Now, however, we are bombarded with images on our phones of over-filled, over-botoxed faces until they are imprinted on our minds as the norm. And then we look in the mirror and realise that we don’t look like those people.
Dr Simcock is a fan of wrinkles, particularly the “dynamic” kind – the lines your face makes when you express emotions but which disappear once the emotion passes. The trick, she says, is to catch these dynamic wrinkles before they become “static” – a worry line, for example, that sits on your face even when you’re not worried.
Which makes sense, right? Who needs a face that tells yesterday’s anxious story when today’s tale is serene?
For my face, “fat grafting filling” would be the go, she said. Take some fat from somewhere I didn’t need it and inject it elsewhere to recreate the fullness I’d once had. Cheeks, temple… Perhaps a firmer jaw line… Maybe take a little skin from the upper eyelids to open the eyes up… Just a bit of tinkering around to make the whole thing look fresher, like I’d had a long, restful holiday.
I had to think to myself at that point: maybe I’d just like a long, restful holiday.

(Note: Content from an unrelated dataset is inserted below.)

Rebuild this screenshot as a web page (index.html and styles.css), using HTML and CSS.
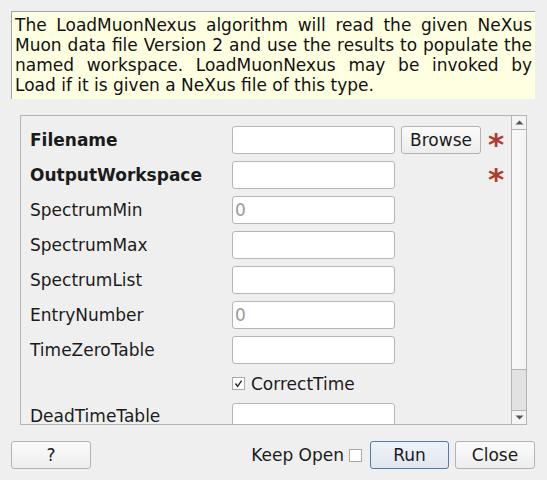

That was about where I’d landed by the time the interview was over. I didn’t feel judged or crushed, and had no need for the tequila I’d laid in for the eventuality that I’d crawl home, broken and sad. It felt like there were two clear options – working hard and saving up to stick thigh fat in my face, or a couple of weeks off in Rarotonga, each of which might give the same result. And I like snorkelling.
Future me might make a different choice, of course. I had a long chat one evening with a friend, also in the business, who had seen my interview. She’d had some tinkering and she spoke highly of it – some of it thrilled her at the time, some of it still pleased her. Unspoken in that conversation was both of us acknowledging that how we look is, too often, a weapon used against us. And that there are days when you feel you have taken enough hits. I can totally understand Option B.
And yet… I still always come back to this Indigo Girls song that I like. I’ve been singing along to it for years. It’s about life on the road, and getting older and heavier, and not stopping but maybe resting long enough to celebrate what you’ve done. “With every lesson learned / a line upon your beautiful face / We’ll amuse ourselves one day / with these memories we’ll trace.”
It would be a shame not to see all the stories, right?